1. Identifying attributable processes in the use and end-of-life stages
This explains how companies deal with challenges in understanding and measuring the environmental impact of a product during its use and disposal stages. Here’s a detailed breakdown:
- Assumptions in Process Mapping:
- What happens: When creating a process map, companies often have to make assumptions about the specific processes involved in creating, distributing, and selling their product.
- Why: This is because the exact details of how a product is used can vary a lot between users, making it challenging for companies to pinpoint the exact processes during the use stage.
- Difficulty in Determining Use Stage Processes
- Corporate Activities as Relevant Processes:
- What happens: Corporate activities, which are non-attributable processes, might also be seen as relevant in some cases.
- Why: If a company identifies its own activities as having a substantial impact and sees potential for significant reduction, it might choose to include these non-attributable processes in the assessment.
2. Time period
This explains how the total time period for assessing the environmental impact of a product is influenced by its use and what happens at the end of its life.
- Use-Stage Time Period:
- What happens: The time period for assessing the environmental impact during the use stage is determined by how long the product is expected to provide its service.
- Example: If a laptop is designed to function for 5,000 computing hours, eight hours a day, five days a week, the use-stage time period would be 2.4 years.
- End-of-Life Time Period:
- What happens: The time period for the end-of-life stage is based on how the product is disposed of and how long it takes for the product’s carbon to return to nature.
- Example: Waste treatment methods vary, and waste that is incinerated has a much shorter time period compared to waste that is disposed of in a landfill. The time period also depends on when the carbon in the product returns to the atmosphere.
- Variation in End-of-Life Time Period:
- What happens: The end-of-life time period can vary significantly based on the assumed waste treatment and the geographic location.
- Example: Waste incineration has a shorter time period compared to landfill disposal. Some waste treatment methods may not release all the carbon into the atmosphere. For instance, lignin, a component of wood, does not degrade under certain conditions.
- Disclosure and Justification:
- What happens: When a company knows that not all of a product’s carbon returns to the atmosphere during waste treatment, it is required to disclose and justify this in the inventory report.
- Example: If a material in the product, like lignin in wood, doesn’t release carbon during waste treatment, the company must explain this in the report.
- Carbon Storage Clarification:
- What happens: The passage emphasizes that a company cannot assume that carbon is stored in a product simply by shortening the end-of-life time period. Carbon storage must be known and justified.
- Example: A company can’t assign a short end-of-life time period to a product that actually degrades over a longer period. It needs to be certain that the carbon is stored indefinitely due to waste treatment.
3. Cradle-to-gate inventories
This explains how companies handle the assessment of environmental impact for intermediate products – products that are used to make other final products. There are two scenarios to consider:
- Known Use Profiles:
- What happens: If the company making the intermediate product knows exactly how the final product will be used, they should conduct a complete life cycle assessment (cradle-to-grave) for the intermediate product. This means considering all stages, including distribution, retail, use, and end-of-life.

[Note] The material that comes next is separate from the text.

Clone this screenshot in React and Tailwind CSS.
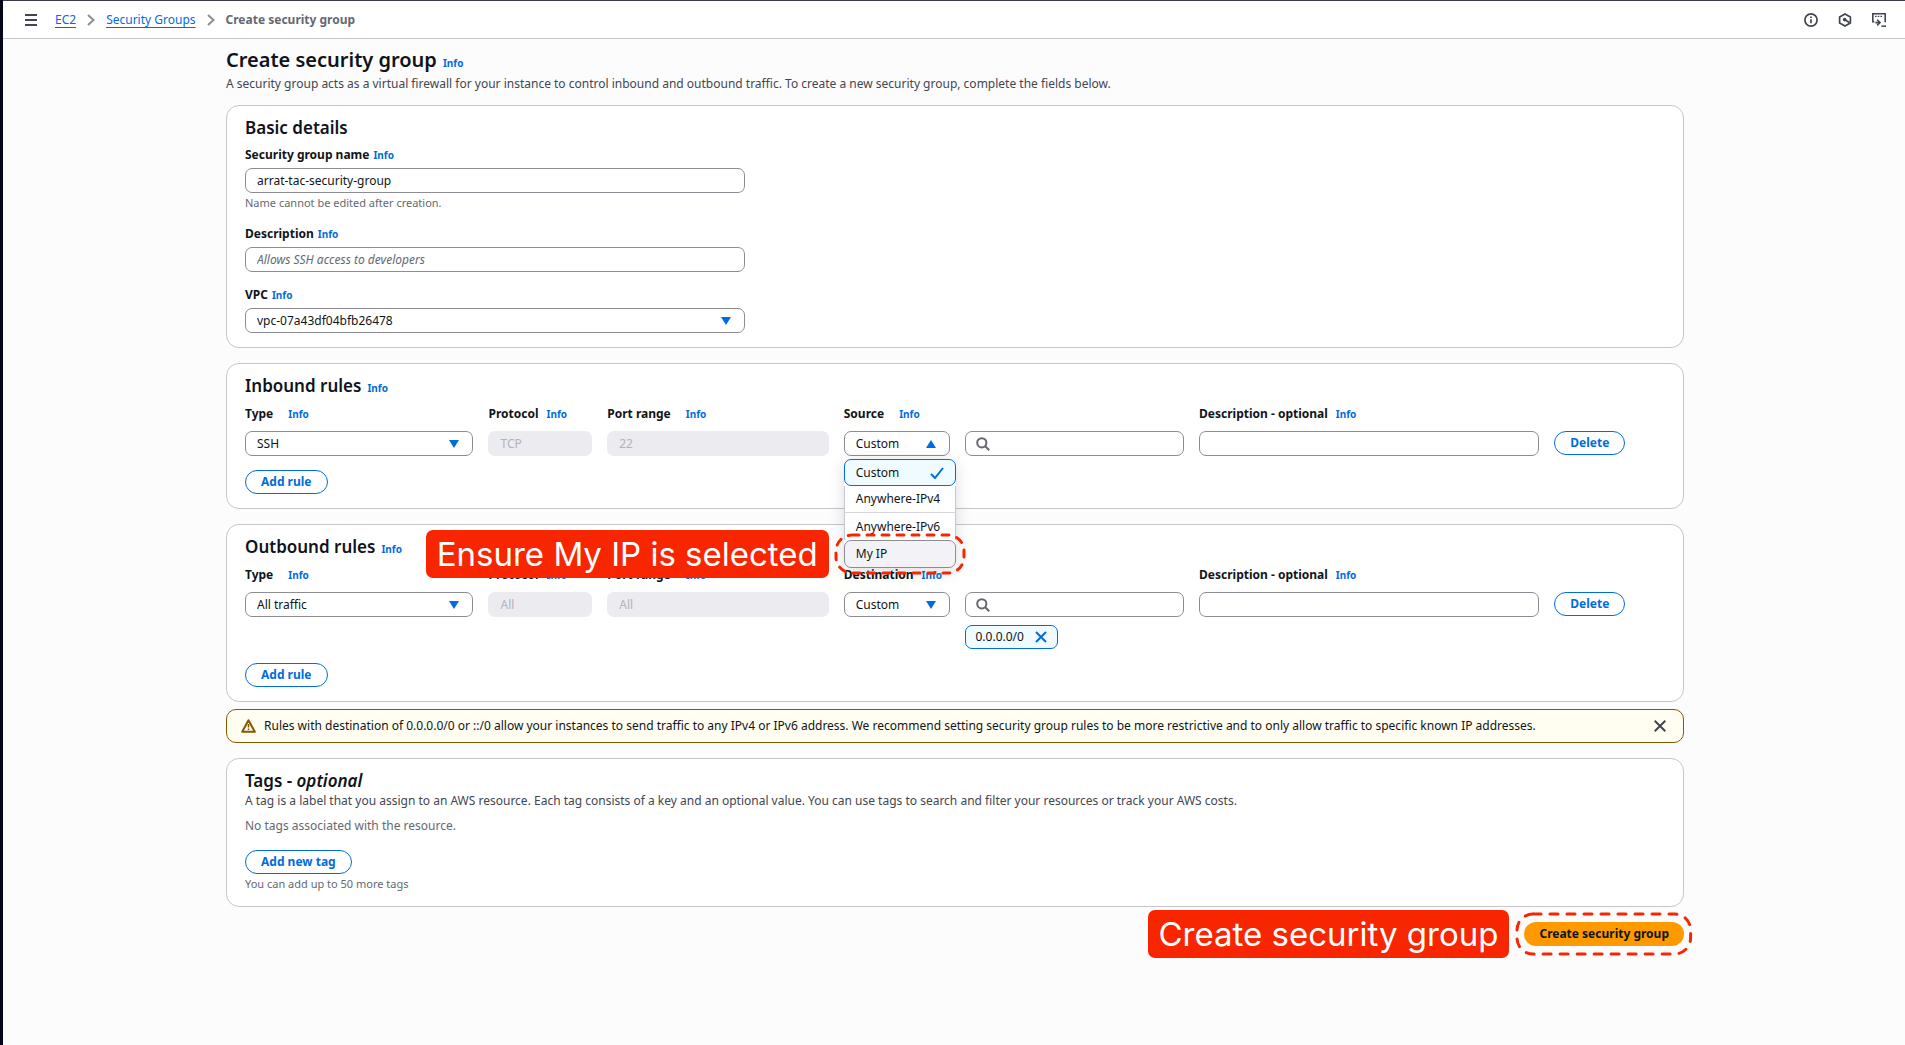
import React from "react";

const CONTROL =
  "block h-[25px] w-full min-w-0 rounded-[7px] border border-[#8c8c94] bg-white text-xs text-[#0f141a] outline-none";

function Info() {
  return (
    <a href="#info" className="text-[10px] leading-3 font-bold text-[#006ce0]">
      Info
    </a>
  );
}

function Card({ children }) {
  return (
    <section className="rounded-[13px] border border-[#c6c6cd] bg-white px-[18px] pt-[10px] pb-[14px]">
      {children}
    </section>
  );
}

function Heading({ children, info }) {
  return (
    <div className="flex items-baseline gap-1.5">
      <h2 className="text-[17px] leading-6 font-semibold text-[#0f141a]">{children}</h2>
      {info && <Info />}
    </div>
  );
}

function PillButton({ children }) {
  return (
    <button
      type="button"
      className="flex h-6 items-center rounded-full border border-[#006ce0] bg-white px-[15px] text-xs font-bold whitespace-nowrap text-[#006ce0]"
    >
      {children}
    </button>
  );
}

function Triangle({ up }) {
  return (
    <svg
      viewBox="0 0 10 8"
      className="pointer-events-none absolute top-1/2 right-[14px] h-2 w-[10px] -translate-y-1/2 fill-[#006ce0]"
      aria-hidden="true"
    >
      <path d={up ? "M5 0 10 8H0z" : "M0 0h10L5 8z"} />
    </svg>
  );
}

function Select({ id, options, open }) {
  return (
    <div className="relative">
      <select id={id} className={`${CONTROL} appearance-none pr-6 pl-[11px]`}>
        {options.map((o) => (
          <option key={o}>{o}</option>
        ))}
      </select>
      <Triangle up={open} />
    </div>
  );
}

function DisabledInput({ id, value }) {
  return (
    <input
      id={id}
      disabled
      value={value}
      readOnly
      className="block h-[25px] w-full min-w-0 rounded-[7px] bg-[#ebebf0] px-3 text-xs text-[#b4b4bb]"
    />
  );
}

function SearchInput({ label }) {
  return (
    <div className="relative">
      <svg
        viewBox="0 0 14 14"
        className="pointer-events-none absolute top-1/2 left-[11px] size-[14px] -translate-y-1/2 fill-none stroke-[#656871] stroke-2"
        aria-hidden="true"
      >
        <circle cx="5.8" cy="5.8" r="4.6" />
        <path d="m9.2 9.2 4 4" />
      </svg>
      <input type="search" aria-label={label} className={`${CONTROL} pr-2 pl-8`} />
    </div>
  );
}

function FieldLabel({ htmlFor, children, wide }) {
  return (
    <div className={`flex items-baseline ${wide ? "gap-[15px]" : "gap-2"}`}>
      <label htmlFor={htmlFor} className="text-xs leading-4 font-bold whitespace-nowrap text-[#0f141a]">
        {children}
      </label>
      <Info />
    </div>
  );
}

function DetailField({ id, label, hint, children }) {
  return (
    <div className="w-[35.2%]">
      <div className="mb-[5px] flex items-baseline gap-1">
        <label htmlFor={id} className="text-xs leading-4 font-bold text-[#0f141a]">
          {label}
        </label>
        <Info />
      </div>
      {children}
      {hint && <p className="mt-0.5 text-[11px] leading-4 text-[#656871]">{hint}</p>}
    </div>
  );
}

function DashedRing({ className, dash }) {
  return (
    <div className={`pointer-events-none absolute ${className}`}>
      <svg className="size-full overflow-visible" aria-hidden="true">
        <rect
          x="0"
          y="0"
          width="100%"
          height="100%"
          rx="16"
          fill="none"
          stroke="#f72600"
          strokeWidth="3"
          strokeLinecap="round"
          strokeDasharray={dash}
        />
      </svg>
    </div>
  );
}

function Callout({ children, className }) {
  return (
    <div
      className={`flex h-12 items-center rounded-[7px] bg-[#f72600] px-[11px] font-['Inter',sans-serif] text-[33px] leading-none whitespace-nowrap text-white ${className}`}
    >
      {children}
    </div>
  );
}

function SourceMenu() {
  return (
    <ul
      role="listbox"
      aria-label="Source options"
      className="absolute top-full left-0 z-10 mt-[3px] w-28 rounded-[7px] bg-white text-xs text-[#0f141a] shadow-[0_3px_16px_rgba(0,7,22,0.14)]"
    >
      <li
        role="option"
        aria-selected="true"
        className="flex h-[27px] items-center justify-between rounded-[7px] border border-[#006ce0] bg-[#f0fbff] px-[11px]"
      >
        Custom
        <svg viewBox="0 0 14 12" className="h-3 w-[14px] fill-none stroke-[#006ce0] stroke-2" aria-hidden="true">
          <path d="m1 7 4 4 8-10" />
        </svg>
      </li>
      <li
        role="option"
        aria-selected="false"
        className="flex h-[27px] items-center border-x border-b border-x-[#c6c6cd] border-b-[#d5d5db] px-[11px]"
      >
        Anywhere-IPv4
      </li>
      <li
        role="option"
        aria-selected="false"
        className="flex h-[27px] items-center border-x border-[#c6c6cd] px-[11px]"
      >
        Anywhere-IPv6
      </li>
      <li
        role="option"
        aria-selected="false"
        className="relative flex h-7 items-center rounded-[7px] border border-[#8c8c94] bg-[#f3f3f7] px-[11px]"
      >
        My IP
        <DashedRing className="-inset-x-[9px] -inset-y-[6px]" dash="7 8" />
        <Callout className="absolute top-1/2 right-full mr-4 -translate-y-1/2">Ensure My IP is selected</Callout>
      </li>
    </ul>
  );
}

function RuleSection({ id, title, peer, peerWide, type, protocol, port, open, chip }) {
  return (
    <Card>
      <Heading info>{title}</Heading>
      <div className="mt-2 grid grid-cols-[229fr_104fr_222fr_106fr_220fr_341fr_111fr] items-start gap-x-[15px] gap-y-[9px]">
        <FieldLabel htmlFor={`${id}-type`} wide>
          Type
        </FieldLabel>
        <FieldLabel htmlFor={`${id}-protocol`}>Protocol</FieldLabel>
        <FieldLabel htmlFor={`${id}-port`} wide>
          Port range
        </FieldLabel>
        <FieldLabel htmlFor={`${id}-peer`} wide={peerWide}>
          {peer}
        </FieldLabel>
        <span />
        <FieldLabel htmlFor={`${id}-desc`}>Description - optional</FieldLabel>
        <span />

        <Select id={`${id}-type`} options={[type]} />
        <DisabledInput id={`${id}-protocol`} value={protocol} />
        <DisabledInput id={`${id}-port`} value={port} />
        <div className="relative">
          <Select
            id={`${id}-peer`}
            options={["Custom", "Anywhere-IPv4", "Anywhere-IPv6", "My IP"]}
            open={open}
          />
          {open && <SourceMenu />}
        </div>
        <div className="flex flex-col gap-2">
          <SearchInput label={`${peer} search`} />
          {chip && (
            <div className="flex h-6 items-center gap-[11px] self-start rounded-[7px] border border-[#006ce0] bg-[#f0fbff] px-[10px] text-xs text-[#0f141a]">
              {chip}
              <button type="button" aria-label={`Remove ${chip}`}>
                <svg viewBox="0 0 12 12" className="size-3 stroke-[#006ce0] stroke-2" aria-hidden="true">
                  <path d="m1 1 10 10M11 1 1 11" />
                </svg>
              </button>
            </div>
          )}
        </div>
        <input id={`${id}-desc`} type="text" className={`${CONTROL} px-[11px]`} />
        <div className="flex">
          <PillButton>Delete</PillButton>
        </div>
      </div>
      <div className="mt-[14px] flex">
        <PillButton>Add rule</PillButton>
      </div>
    </Card>
  );
}

function Chevron() {
  return (
    <svg viewBox="0 0 8 12" className="h-3 w-2 fill-none stroke-[#8c8c94] stroke-2" aria-hidden="true">
      <path d="m1 1 5.5 5L1 11" />
    </svg>
  );
}

function TopBar() {
  return (
    <header className="flex h-[39px] items-center border-t border-b border-t-[#3b3b4d] border-b-[#c6c6cd] bg-white pr-[19px] pl-[22px]">
      <button type="button" aria-label="Open navigation" className="mr-[18px]">
        <svg viewBox="0 0 12 12" className="size-3 stroke-[#424650] stroke-2" aria-hidden="true">
          <path d="M0 1h12M0 6h12M0 11h12" />
        </svg>
      </button>
      <nav aria-label="Breadcrumbs" className="flex items-center gap-[11px] text-xs leading-4">
        <a href="#ec2" className="text-[#006ce0] underline underline-offset-3">
          EC2
        </a>
        <Chevron />
        <a href="#groups" className="text-[#006ce0] underline underline-offset-3">
          Security Groups
        </a>
        <Chevron />
        <span className="font-bold text-[#656871]">Create security group</span>
      </nav>
      <div className="ml-auto flex items-center gap-5">
        <button type="button" aria-label="Info">
          <svg viewBox="0 0 14 14" className="size-[14px] fill-none stroke-[#424650]" aria-hidden="true">
            <circle cx="7" cy="7" r="6.1" strokeWidth="1.7" />
            <path d="M7 6.2v4M7 3.4v1.5" strokeWidth="1.7" />
          </svg>
        </button>
        <button type="button" aria-label="Service shortcuts">
          <svg viewBox="0 0 14 14" className="size-[14px] fill-none stroke-[#424650]" aria-hidden="true">
            <path d="M7 .9 12.4 4v6L7 13.1 1.6 10V4z" strokeWidth="1.7" strokeLinejoin="round" />
            <circle cx="6.6" cy="6.6" r="1.8" className="fill-[#424650]" stroke="none" />
            <path d="m6.8 6.8 4.6 2.8" strokeWidth="1.8" />
          </svg>
        </button>
        <button type="button" aria-label="CloudShell">
          <svg viewBox="0 0 14 14" className="size-[14px] fill-none stroke-[#424650]" aria-hidden="true">
            <path d="M2.4 8.8H.8V.8h12.4v8.4" strokeWidth="1.6" />
            <path d="M3 3.4h1.6M5.7 3.4h1.6M8.4 3.4H10" strokeWidth="1.4" />
            <path d="M3.4 9.6h4.4M5.2 6.8 8 9.6l-2.8 2.8" strokeWidth="1.6" />
            <path d="M9.4 13.2H14" strokeWidth="1.5" />
          </svg>
        </button>
      </div>
    </header>
  );
}

export default function App() {
  return (
    <div className="min-h-screen border-l-[3px] border-[#06061a] bg-[#fcfcfd] font-['Noto_Sans',sans-serif] text-[#0f141a]">
      <TopBar />
      <div className="pl-0.5">
        <main className="mx-auto max-w-[1458px] pt-[9px] pb-8">
          <div className="flex items-baseline gap-1.5">
            <h1 className="text-xl leading-6 font-semibold">Create security group</h1>
            <Info />
          </div>
          <p className="mt-1 text-xs leading-4 text-[#424650]">
            A security group acts as a virtual firewall for your instance to control inbound and outbound traffic. To
            create a new security group, complete the fields below.
          </p>

          <div className="mt-[13px] flex flex-col gap-[15px]">
            <Card>
              <Heading>Basic details</Heading>
              <div className="mt-[7px] flex flex-col gap-[15px]">
                <DetailField id="name" label="Security group name" hint="Name cannot be edited after creation.">
                  <input
                    id="name"
                    type="text"
                    defaultValue="arrat-tac-security-group"
                    className={`${CONTROL} px-[11px]`}
                  />
                </DetailField>
                <DetailField id="description" label="Description">
                  <input
                    id="description"
                    type="text"
                    placeholder="Allows SSH access to developers"
                    className={`${CONTROL} px-[11px] placeholder:text-[#656871] placeholder:italic`}
                  />
                </DetailField>
                <DetailField id="vpc" label="VPC">
                  <Select id="vpc" options={["vpc-07a43df04bfb26478"]} />
                </DetailField>
              </div>
            </Card>

            <RuleSection
              id="inbound"
              title="Inbound rules"
              peer="Source"
              peerWide
              type="SSH"
              protocol="TCP"
              port="22"
              open
            />

            <div className="flex flex-col gap-[7px]">
              <RuleSection
                id="outbound"
                title="Outbound rules"
                peer="Destination"
                type="All traffic"
                protocol="All"
                port="All"
                chip="0.0.0.0/0"
              />
              <div
                role="alert"
                className="flex min-h-[34px] items-center gap-2 rounded-[10px] border border-[#855900] bg-[#fffef0] pr-[17px] pl-[14px] text-xs leading-4"
              >
                <svg
                  viewBox="0 0 15 14"
                  className="h-[14px] w-[15px] shrink-0 fill-none stroke-[#855900] stroke-2"
                  strokeLinejoin="round"
                  aria-hidden="true"
                >
                  <path d="M7.5 1.2 13.8 12.8H1.2z" />
                  <path d="M7.5 5v3.4M7.5 9.4V11" strokeWidth="1.6" />
                </svg>
                <p className="grow">
                  Rules with destination of 0.0.0.0/0 or ::/0 allow your instances to send traffic to any IPv4 or IPv6
                  address. We recommend setting security group rules to be more restrictive and to only allow traffic to
                  specific known IP addresses.
                </p>
                <button type="button" aria-label="Dismiss">
                  <svg viewBox="0 0 12 12" className="size-3 stroke-[#424650] stroke-2" aria-hidden="true">
                    <path d="m.7.7 10.6 10.6M11.3.7.7 11.3" />
                  </svg>
                </button>
              </div>
            </div>

            <Card>
              <Heading>
                Tags - <i>optional</i>
              </Heading>
              <p className="text-xs leading-4 text-[#424650]">
                A tag is a label that you assign to an AWS resource. Each tag consists of a key and an optional value.
                You can use tags to search and filter your resources or track your AWS costs.
              </p>
              <p className="mt-[9px] text-xs leading-4 text-[#656871]">No tags associated with the resource.</p>
              <div className="mt-4 flex">
                <PillButton>Add new tag</PillButton>
              </div>
              <p className="mt-0.5 text-[11px] leading-4 text-[#656871]">You can add up to 50 more tags</p>
            </Card>
          </div>

          <div className="mt-[3px] flex items-center justify-end gap-[15px]">
            <Callout className="">Create security group</Callout>
            <div className="relative">
              <button
                type="button"
                className="flex h-6 items-center rounded-full bg-[#ff9900] px-[15px] text-xs font-bold whitespace-nowrap text-[#0f141a]"
              >
                Create security group
              </button>
              <DashedRing className="-inset-x-[7px] -inset-y-[8px]" dash="8 9" />
            </div>
          </div>
        </main>
      </div>
    </div>
  );
}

- Advantage: This approach provides more opportunities for reducing environmental impact and offers stakeholders a complete understanding of the intermediate product’s life cycle.
- Collaboration: Companies might collaborate with the producer of the final product, leveraging their expertise and data for a more accurate assessment.
- Unknown Use Profiles:
- What happens: If the use profile of the final product is unknown, the company making the intermediate product may choose to perform a cradle-to-grave inventory by assuming a representative or average use profile. Alternatively, they may opt for a cradle-to-gate inventory.
- Transparency Requirement: Transparency is crucial, especially if downstream customers of the intermediate product want to use the data for a cradle-to-grave inventory of their final product. The company must clearly disclose and justify the use of a cradle-to-gate boundary, explaining why the full life cycle isn’t considered.
- Preserving Continuity: A cradle-to-gate inventory, as per the standard, does not include the use and end-of-life stages of the final product. This is to maintain the continuous nature of the life cycle approach and prevent selective reporting that excludes GHG-intensive stages while including less impactful stages.
- Additional End-of-Life Information:
- What happens: Even in a cradle-to-gate inventory, the company producing the intermediate product may have useful information about end-of-life processes, such as recycling rates or time periods.
- Inclusion in Report: While this information can be included in the report, it must be clearly separated from the main inventory results and the process map.